Grainy photos from the time show people papering their walls with the currency and children using bundles of cash as building blocks. The chaos contributed to the rise of Adolf Hitler, who first tried to take power in Munich’s “Beer Hall Putsch” at the height of hyperinflation in 1923.
“It is deeply embedded in the German psyche,” said Neumann, emeritus economics professor at Bonn University.
He sees parallels between the Reichsbank’s determination to save Germany from its war debt and the ECB tackling the euro crisis via much-criticized purchases of Greek and Italian debt.
The current successor to the Reichsbank, the Bundesbank, nicknamed the Buba, was set up in Frankfurt in 1957 as a fiercely independent central bank whose core task was to guard against inflation.
It carried out this role with great success, turning the Deutsche Mark into one of the world’s most stable currencies, until the ECB took over this role just over a decade ago with the advent of the euro, the European Union’s common currency.
One challenge to its authority came on the reunification of East and West Germany in 1990, when chancellor Helmut Kohl ignored Bundesbank warnings about the inflationary risks of swapping wages and basic savings in the communist currency for Deutsche Marks at a 1-to-1 exchange rate.
This forced up wages in the East, causing layoffs and encouraging migration to the West. Some economists say the central bank’s reputation was tarnished by Kohl putting the political allure of currency union above core concerns about inflation.
It was seen at the time as a warning that impending European Monetary Union − the precursor to the euro − had to guarantee the independence of a future European central bank and its exclusive aim of safeguarding price stability.
Now the German government and the Bundesbank, which has one vote on the ECB board, like the other 16 member states including troubled Greece and Italy and tiny Malta, are warning that the European Central Bank is straying from this core task.
Two German members of the ECB board have left this year in disgust at the bond-buying strategy. Bundesbank chief Jens Weidmann blocked attempts at the G20 summit to make further inroads into central bank independence by purloining Bundesbank gold and currency reserves to boost euro zone bailout funds.
“Bundesbank prevents trickery by euro partners,” was how the top-selling news magazine Der Spiegel hailed Weidmann’s stand.
Economy Minister Philipp Roesler − head of Merkel’s Free Democratic (FDP) allies, struggling with a euro-skeptic mutiny − promised solemnly that German gold “will not be touched”.
Neumann, who supervised Weidmann’s doctoral thesis, saw no chance that the Bundesbank or Berlin would let gold, currency or
special drawing rights of the International Monetary Fund, also held as reserves, become collateral to boost the firepower of the 440 billion euro European Financial Stability Facility (EFSF).

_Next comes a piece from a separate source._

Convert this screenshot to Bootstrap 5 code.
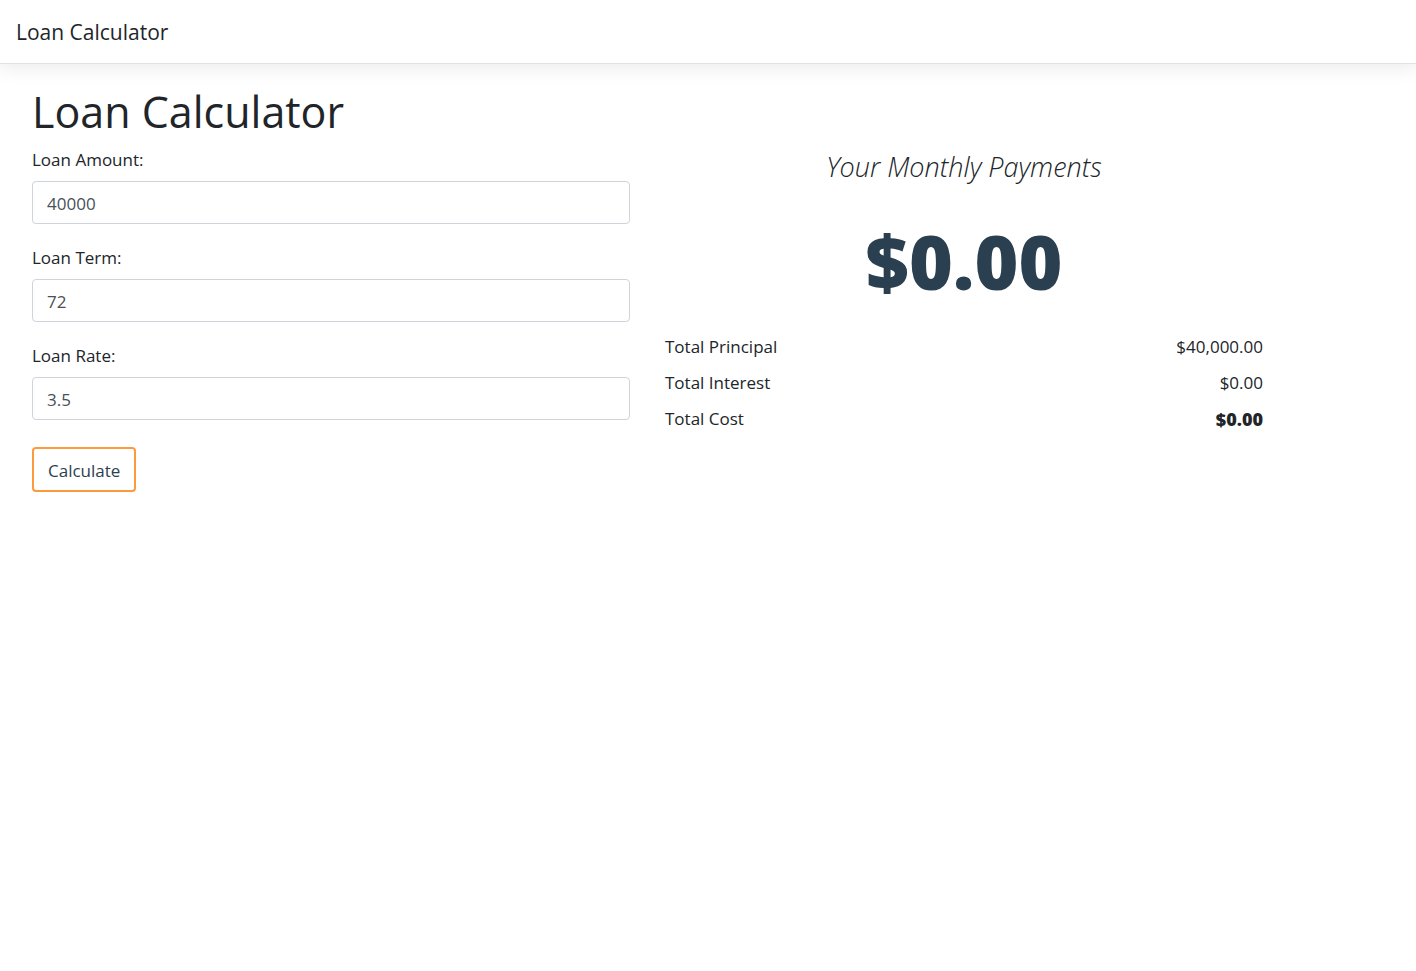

“Gold or special drawing rights − it makes no difference. If you agree to SDRs, then a month later they will come and say ‘Now what about the currency reserves?’” he said.
Neumann said the last time a German finance minister wanted to sell gold, to plug a budget gap in 1997, “German economists protested and the Buba said ‘no’ and it was over.”
Rather than ceding ground in the current central banking debate, Merkel’s ruling conservatives are on the offensive, threatening to seek more German influence over the ECB.
Conservative sources said a resolution would be proposed at her Christian Democratic Union’s (CDU) congress in Leipzig next week demanding changes to the ECB that would give euro member states voting rights weighted according to the size of the economy − meaning Germany would get the biggest say by far.
Germany’s ECB partners are about as likely to approve such radical changes as turkeys to vote for Christmas, but some media saw it as a patriotic CDU bid to “make the ECB more German.”
With Merkel finally getting plaudits in the euro zone crisis for talking tough with Greece and Italy, rather than dithering as she did early on, Berlin is unlikely to compromise on an issue like central bank autonomy, which is drummed into German schoolchildren with the risks of hyperinflation and the Nazis.
In principle, of course you can say government spending can be financed through taxes or debt or monetizing debt, it doesn’t matter,” said Neumann. “But from the German historical point of view, it does.”